Bush was appreciative. His administration contributed a great deal to Korea getting a seat on the upcoming G-20 meeting in Washington, an important venue expected to deal with post-Brentwood financial architecture. Washington also came to the rescue of the Lee administration in its battle with financial instability by agreeing to a won-dollar currency swap.
Lee's two liberal predecessors ― Roh Moo-hyun and Kim Dae-jung ― didn't like Bush. The feelings were apparently mutual. Lee's Cheong Wa Dae is proud of good relations with the United States as a major change from the oft-confrontational approach Roh and Kim took during their time in office.

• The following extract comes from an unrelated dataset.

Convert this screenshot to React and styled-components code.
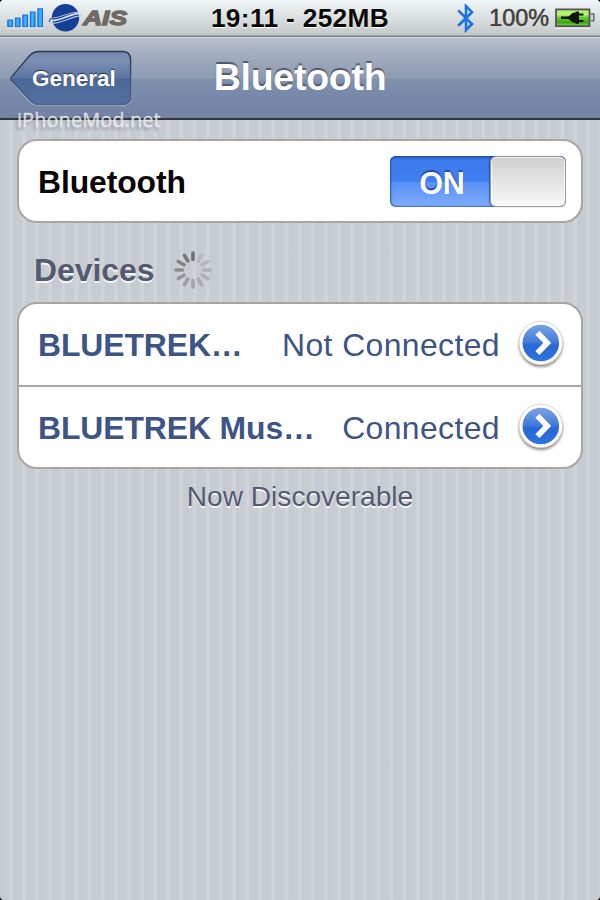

Lee and Bush share similar career backgrounds, both being former CEOs and politically conservative. Lee supplements his lack of political philosophy with a keen sense of business acumen ― pragmatism, while Bush with religiosity.
On the bottom line (a caveat barring no unknown side deals), Lee has done good business with Bush. But the question is whether Lee's political friendship with Bush, one of the most unpopular and worst U.S. Presidents, can go subprime and become a liability with his successors ― Barrack Obama or John McCain.
Obama's election would mean an end of the eight-year Republican rule ― a changeover which the records show entails a sweeping change ― a rearrangement of priorities and drastic turns in foreign policies.
Just remember the anything but Clinton policy Bush adopted, reversing key polices advocated during the previous eight-year liberal rule. Once he was elected, Lee denied the rapprochement his liberal predecessors had pushed with North Korea for 10 years at the risk of worsening relations with the Stalinist country.
Even if McCain wins, he, known as a maverick, would likely do his best to rebut a pre-election accusation that his rule would represent an extension of Bush's eight years in office.
Whoever wins, Lee will have to deal with a U.S. president of a different breed, his diplomatic skills will be put to the test. I wonder who Lee's second choice would be.